Mr. DURBIN. Mr. President, before I make a statement relative to an
unrelated issue, I just want to say a very quick word about the
historic vote that took place a few minutes ago on the floor of the
Senate. I believe we had 16 Republicans who joined us in an effort to
proceed to a bill that will initiate a debate--one of the first in
years--on the floor of the Senate about gun safety in America.

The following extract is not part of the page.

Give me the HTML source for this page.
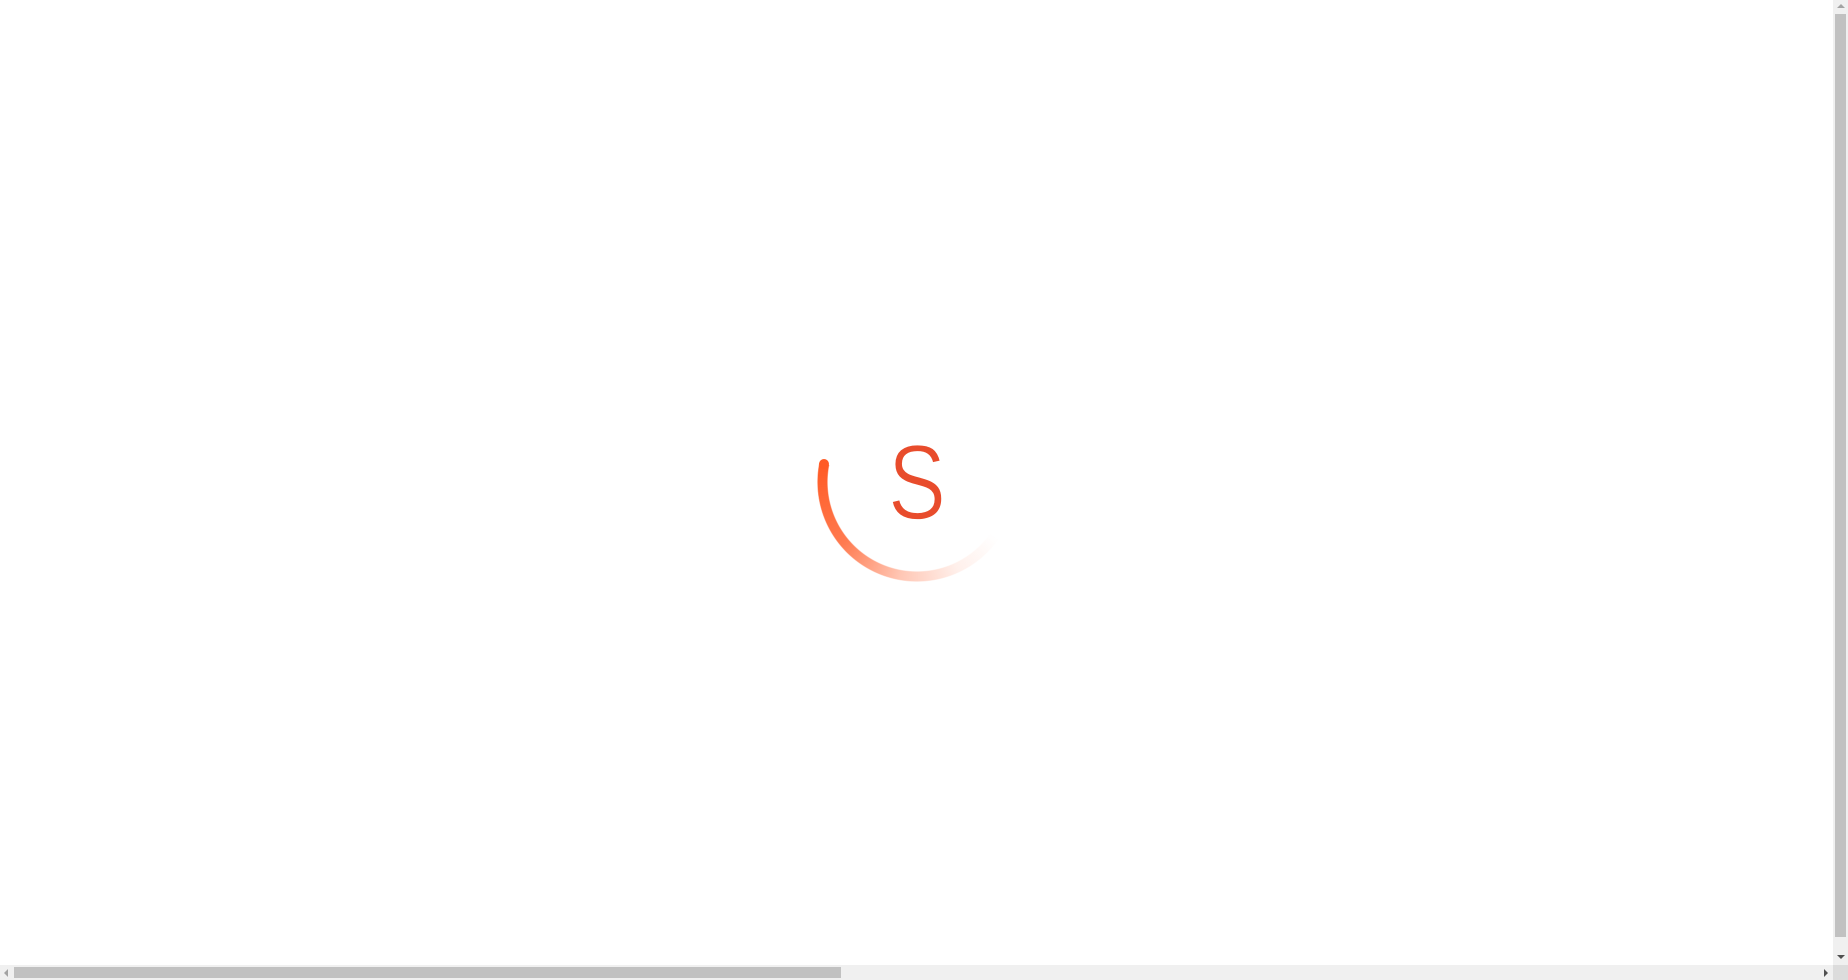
<!DOCTYPE html>
<html><head><meta charset="utf-8"><style>
html,body{margin:0;padding:0;width:1848px;height:980px;overflow:hidden;background:#fff;}
.ring{position:absolute;left:817px;top:382px;width:200px;height:200px;border-radius:50%;
background:conic-gradient(from 125deg, rgba(255,120,80,0) 0deg, rgba(255,130,90,.12) 30deg, rgba(255,130,90,.45) 65deg, rgba(255,100,50,.85) 105deg, #ff5a24 156deg, rgba(0,0,0,0) 156deg);
-webkit-mask:radial-gradient(circle, transparent 89px, #000 90px, #000 99px, transparent 100px);
mask:radial-gradient(circle, transparent 89px, #000 90px, #000 99px, transparent 100px);}
.cap{position:absolute;left:819px;top:459px;width:10px;height:10px;border-radius:50%;background:#ff5a24;}
.s{position:absolute;left:867px;top:431px;width:100px;text-align:center;font-family:"Liberation Sans",sans-serif;font-size:101px;line-height:104px;color:#e84c2c;font-weight:normal;transform:scale(0.86,1.06);transform-origin:50% 50%;-webkit-text-stroke:1.6px #fff;}
.vs{position:absolute;left:1833px;top:0;width:15px;height:965px;background:#f0f0f0;}
.vt{position:absolute;left:1835px;top:14px;width:11px;height:923px;background:#c1c1c1;}
.hs{position:absolute;left:0;top:965px;width:1833px;height:15px;background:#f0f0f0;}
.ht{position:absolute;left:14px;top:967px;width:827px;height:11px;background:#c1c1c1;}
.corner{position:absolute;left:1833px;top:965px;width:15px;height:15px;background:#dcdcdc;}
.tri{position:absolute;width:0;height:0;}
</style></head><body>
<div class="ring"></div>
<div class="cap"></div>
<div class="s">S</div>
<div class="vs"></div><div class="vt"></div>
<div class="hs"></div><div class="ht"></div>
<div class="corner"></div>
<div class="tri" style="left:1837px;top:4px;border-left:4px solid transparent;border-right:4px solid transparent;border-bottom:4px solid #a3a3a3;"></div>
<div class="tri" style="left:1837px;top:955px;border-left:4px solid transparent;border-right:4px solid transparent;border-top:4px solid #505050;"></div>
<div class="tri" style="left:4px;top:969px;border-top:4px solid transparent;border-bottom:4px solid transparent;border-right:4px solid #a3a3a3;"></div>
<div class="tri" style="left:1824px;top:969px;border-top:4px solid transparent;border-bottom:4px solid transparent;border-left:4px solid #505050;"></div>
</body></html>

I salute those Members of the Senate from both sides of the aisle who
supported that motion to proceed, but especially from the other side. I
know it took a great deal of courage, political courage, for them to
step up and to at least initiate this debate. I will tell you, there
were those among them--some 13--who signed a letter saying: We are
going to filibuster this matter to stop it. They did not succeed today
in that effort because 16 on the Republican side joined us. I do not
presume they are going to vote for all or any of the amendments to be
offered. But at least they allowed the Senate to be the Senate instead
of having us bogged down--as we have over 400 times in the last 6
years--in a filibuster.
I hope during the course of this debate on the floor we are able to
have amendments debated and voted on. The majority leader made that
request earlier, and I believe, for the good of this Senate--and
certainly for the debt we owe to America to address the issues of the
day--we should address them in a bipartisan fashion in courteous but
thorough debate. That is what the Senate has stood for as an
institution, and I hope it does, and continues to.
Madam President, I ask unanimous consent to speak as in morning
business.
The PRESIDING OFFICER (Ms. Baldwin). Without objection, it is so
ordered.
(The remarks of Mr. Durbin and Mr. Coons pertaining to the
introduction of S. 718 are printed in today's Record under ``Statements
on Introduced Bills and Joint Resolutions.'')
Mr. COONS. I suggest the absence of a quorum.
The PRESIDING OFFICER. The clerk will call the roll.
The bill clerk proceeded to call the roll.
Mr. REID. Mr. President, I ask unanimous consent that the order for
the quorum call be rescinded.
The PRESIDING OFFICER. Without objection, it is so ordered.